NOW, Wall is the story, her tale more suited to the pages of a twisted Nordic crime thriller. Madsen repeatedly denied killing Wall and desecrating her remains — but his story changed with each telling.
He claimed he dropped Wall off on Aug. 10 at Halvandet, the trendy dockside eatery where they met. He was alone on his sub when it began to experience “a minor problem with a ballast tank that turned into a major issue,” he told a local TV station.
The next day, the Danish navy rescued him, as his pride and joy was taking on water. All smiles, he gave a thumbs-up to the press who came out to chronicle the plight of their odd local celebrity.
“I am glad, but sad that the Nautilus went down,” he told them.
Days later, the search for Wall intensified, and authorities said Madsen changed his story.
He told them that the reporter died in an accident and that he “buried” her at sea.
Police found traces of Wall’s blood in the submarine after they recovered the 40-ton vessel, which they say Madsen deliber- ately sank as the search for Wall went into high gear.

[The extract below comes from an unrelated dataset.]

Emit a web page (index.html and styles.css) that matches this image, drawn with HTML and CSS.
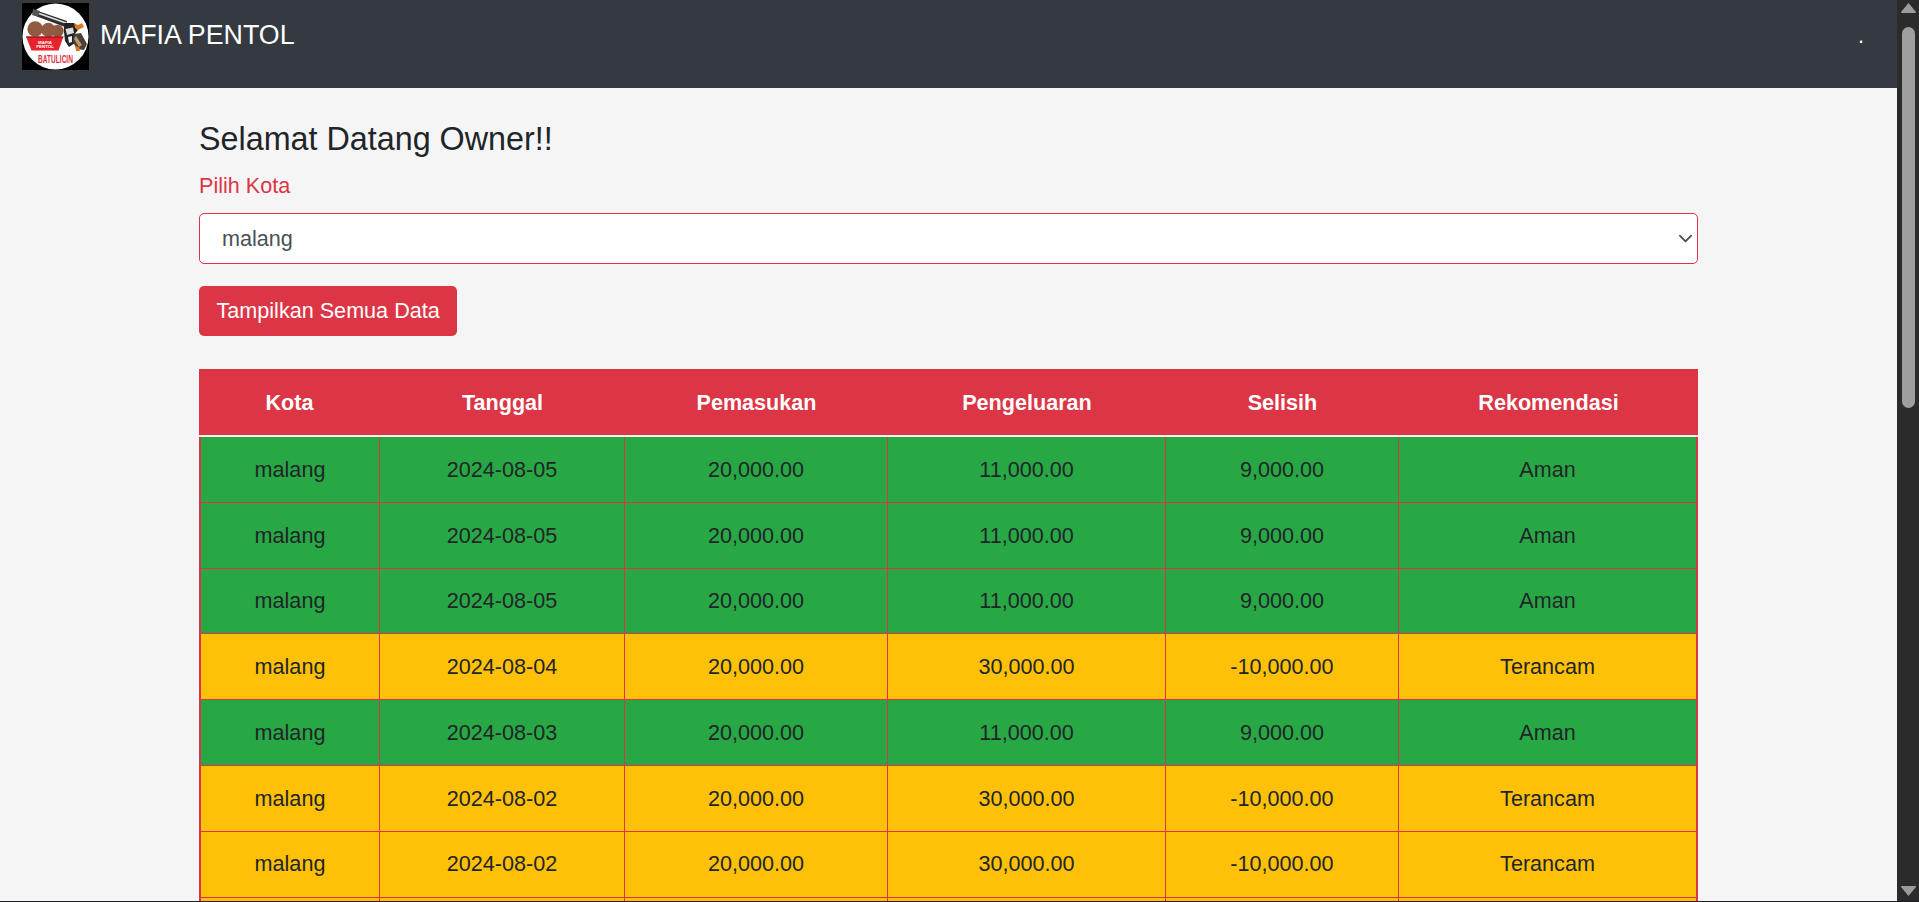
FILE: index.html
```html
<!DOCTYPE html>
<html lang="en">
<head>
    <meta charset="UTF-8">
    <meta name="viewport" content="width=device-width, initial-scale=1.0">
    <title>Mafia Pentol</title>
    <link rel="stylesheet" href="styles.css">
</head>
<body>

    <div class="window">
        <div class="page">
            <nav class="navbar">
                <a class="brand" href="#">
                    <svg class="logo" viewBox="0 0 67 67" width="67" height="67">
                        <rect width="67" height="67" fill="#000"/>
                        <circle cx="33.5" cy="33.5" r="33" fill="#fff"/>
                        <!-- gun -->
                        <path d="M13 7 L45 18 L43 24 L11 12 Z" fill="#2e2e2e"/>
                        <path d="M17 10.5 L44 20" stroke="#e4e4e4" stroke-width="1.6" fill="none"/>
                        <path d="M11 6 L18 8 L16 13.5 L10 12 Z" fill="#555"/>
                        <path d="M42 20 L52 20 L56 27 L52 32 L53 40 L47 44 L43 38 L42 29 Z" fill="#222"/>
                        <path d="M43.5 26 L51 24.5 L52 30 L45 32 Z" fill="#dcdcdc"/>
                        <path d="M46 34 L50 33 L50 39 L47 40 Z" fill="#eee"/>
                        <path d="M52 20 L56 22 L60 20 L62 24 L56 27 L53 25 Z" fill="#dc7a22"/>
                        <path d="M52 31 L59 30 L65 41 L62 47 L55 46 L51 39 Z" fill="#4c4036"/>
                        <path d="M54 33 L60 42 L57 44 L52 36 Z" fill="#b89a70"/>
                        <path d="M53 43 L57 44 L58 48 L54 48 Z" fill="#dc7a22"/>
                        <!-- bowl of meatballs -->
                        <circle cx="35.5" cy="28" r="6.2" fill="#8f5842"/>
                        <circle cx="26.3" cy="27" r="7.2" fill="#935a42"/>
                        <circle cx="13.2" cy="26" r="7.8" fill="#935a42"/>
                        <path d="M4 33.5 L41.5 33.5 L36.5 47.5 L9.5 47.5 Z" fill="#e8222c"/>
                        <path d="M4 33.5 L41.5 33.5 L41 34.6 L4.4 34.6 Z" fill="#7a1016"/>
                        <text class="logo-bowl" x="23" y="40.5" text-anchor="middle">MAFIA</text>
                        <text class="logo-bowl" x="23" y="45" text-anchor="middle">PENTOL</text>
                        <text class="logo-city" transform="translate(33.5 60) scale(0.8 1.25)" text-anchor="middle">BATULICIN</text>
                    </svg>
                    <span class="brand-name">MAFIA PENTOL</span>
                </a>
                <span class="nav-dot">.</span>
            </nav>

            <div class="content">
                <h4 class="welcome">Selamat Datang Owner!!</h4>
                <label class="city-label" for="city">Pilih Kota</label>
                <select class="city-select" id="city">
                    <option>malang</option>
                    <option>batulicin</option>
                </select>
                <button class="btn-all">Tampilkan Semua Data</button>

                <table class="report">
                    <colgroup>
                        <col class="col-kota">
                        <col class="col-tanggal">
                        <col class="col-masuk">
                        <col class="col-keluar">
                        <col class="col-selisih">
                        <col class="col-rekomendasi">
                    </colgroup>
                    <thead>
                        <tr>
                            <th>Kota</th>
                            <th>Tanggal</th>
                            <th>Pemasukan</th>
                            <th>Pengeluaran</th>
                            <th>Selisih</th>
                            <th>Rekomendasi</th>
                        </tr>
                    </thead>
                    <tbody>
                        <tr class="aman">
                            <td>malang</td><td>2024-08-05</td><td>20,000.00</td><td>11,000.00</td><td>9,000.00</td><td>Aman</td>
                        </tr>
                        <tr class="aman">
                            <td>malang</td><td>2024-08-05</td><td>20,000.00</td><td>11,000.00</td><td>9,000.00</td><td>Aman</td>
                        </tr>
                        <tr class="aman">
                            <td>malang</td><td>2024-08-05</td><td>20,000.00</td><td>11,000.00</td><td>9,000.00</td><td>Aman</td>
                        </tr>
                        <tr class="terancam">
                            <td>malang</td><td>2024-08-04</td><td>20,000.00</td><td>30,000.00</td><td>-10,000.00</td><td>Terancam</td>
                        </tr>
                        <tr class="aman">
                            <td>malang</td><td>2024-08-03</td><td>20,000.00</td><td>11,000.00</td><td>9,000.00</td><td>Aman</td>
                        </tr>
                        <tr class="terancam">
                            <td>malang</td><td>2024-08-02</td><td>20,000.00</td><td>30,000.00</td><td>-10,000.00</td><td>Terancam</td>
                        </tr>
                        <tr class="terancam">
                            <td>malang</td><td>2024-08-02</td><td>20,000.00</td><td>30,000.00</td><td>-10,000.00</td><td>Terancam</td>
                        </tr>
                        <tr class="terancam">
                            <td></td><td></td><td></td><td></td><td></td><td></td>
                        </tr>
                    </tbody>
                </table>
            </div>
        </div>

        <div class="scrollbar">
            <svg class="scroll-arrow" viewBox="0 0 15 10" width="15" height="10"><path d="M7.5 0 L15 9 Q15 10 14 10 L1 10 Q0 10 0 9 Z"/></svg>
            <div class="scroll-thumb"></div>
            <svg class="scroll-arrow scroll-arrow-down" viewBox="0 0 15 10" width="15" height="10"><path d="M7.5 10 L15 1 Q15 0 14 0 L1 0 Q0 0 0 1 Z"/></svg>
        </div>
    </div>

</body>
</html>
```

FILE: styles.css
```css
* { box-sizing: border-box; }
html, body { height: 100%; }
body { margin: 0; font-family: "Liberation Sans", Arial, sans-serif; font-size: 21.6px; line-height: 1.5; color: #212529; background-color: #f5f5f5; overflow: hidden; }

.window { display: flex; height: 901px; }
body::after { content: ""; display: block; height: 1px; background-color: #1e1e24; }
.page { flex: 1; min-width: 0; overflow: hidden; }

.navbar { display: flex; align-items: flex-start; height: 88px; padding: 3px 33px 0 22px; background-color: #343a40; }
.brand { display: flex; align-items: flex-start; gap: 11px; color: #fff; text-decoration: none; }
.logo { display: block; }
.logo-bowl { font-size: 4.4px; font-weight: bold; fill: #fff; }
.logo-city { font-size: 8.2px; font-weight: bold; fill: #e0303c; }
.brand-name { font-size: 26.8px; line-height: 40px; margin-top: 12px; }
.nav-dot { margin-left: auto; margin-top: 17px; line-height: 32px; color: #fff; }

.content { padding: 32px 199px 0; }
.welcome { margin: 0; font-size: 32.3px; font-weight: 400; line-height: 38px; }
.city-label { display: block; margin-top: 12px; line-height: 32px; color: #dc3545; }
.city-select { display: block; width: 100%; height: 51px; margin-top: 11px; padding: 0 40px 0 22px; font-family: inherit; font-size: 21.6px; color: #495057; background: #fff url("data:image/svg+xml,%3csvg xmlns='http://www.w3.org/2000/svg' viewBox='0 0 16 16'%3e%3cpath fill='none' stroke='%23495057' stroke-linecap='round' stroke-linejoin='round' stroke-width='2' d='M2 5l6 6 6-6'/%3e%3c/svg%3e") no-repeat right 4px center / 15px 15px; border: 1px solid #dc3545; border-radius: 5px; appearance: none; }
.btn-all { display: block; height: 50px; margin-top: 22px; padding: 0 17.5px; font-family: inherit; font-size: 21.6px; color: #fff; background-color: #dc3545; border: none; border-radius: 5px; }

.report { width: 1499px; margin-top: 33px; table-layout: fixed; border-collapse: separate; border-spacing: 0; text-align: center; }
.col-kota { width: 181px; }
.col-tanggal { width: 245px; }
.col-masuk { width: 263px; }
.col-keluar { width: 278px; }
.col-selisih { width: 233px; }
.col-rekomendasi { width: 299px; }
.report th { height: 68px; padding: 3px 0 0; font-weight: 700; color: #fff; background-color: #dc3545; border-bottom: 2px solid #f0f0f0; }
.report td { height: 65.8px; padding: 1px 0 0; border-right: 1px solid #dc3545; border-bottom: 1px solid #dc3545; }
.report td:first-child { border-left: 2px solid #dc3545; }
.report td:last-child { border-right: 2px solid #dc3545; }
.aman td { background-color: #28a745; }
.terancam td { background-color: #ffc107; }

.scrollbar { display: flex; flex-direction: column; align-items: center; flex: 0 0 22px; width: 22px; background-color: #2b2b2b; }
.scroll-arrow { flex: none; margin-top: 3px; fill: #9c9c9c; }
.scroll-arrow-down { margin-top: auto; margin-bottom: 5px; }
.scroll-thumb { width: 13px; height: 381px; margin-top: 14px; background-color: #9f9f9f; border-radius: 7px; }
```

Then, last week, a nude, headless torso of a woman was found floating off a beach south of Copenhagen. DNA tests revealed it was Wall’s.
And she hadn’t simply been dismembered. Police said the air was deliberately squeezed from her torso, which was weighed down with metal to ensure it would sink.
Prosecutors in Denmark said they will bring murder charges against Madsen, who is to appear in court next month.
Last week, Danish police opened a cold case of Japanese tourist Kazuko Toyonaga, 22, whose remains were found dismembered in waters off Copenhagen in 1986. It is not known if this is related to Wall’s case or if Madsen, who would have been 15 years old at the time, is a suspect.
As in many criminal cases in Denmark, much of the investigation into Wall’s death remains behind closed doors.
Her family remains in shock that “something could happen to her in Copenhagen, just a few kilometers from her childhood home,” her mother, Ingrid, wrote in a Facebook post after Wall’s remains were identified.
Her father, Joachim Wall, told The Post in an e-mail that he is still too numb to speak at length about his beloved daughter.
“We haven’t taken in all of what has happened,” he wrote.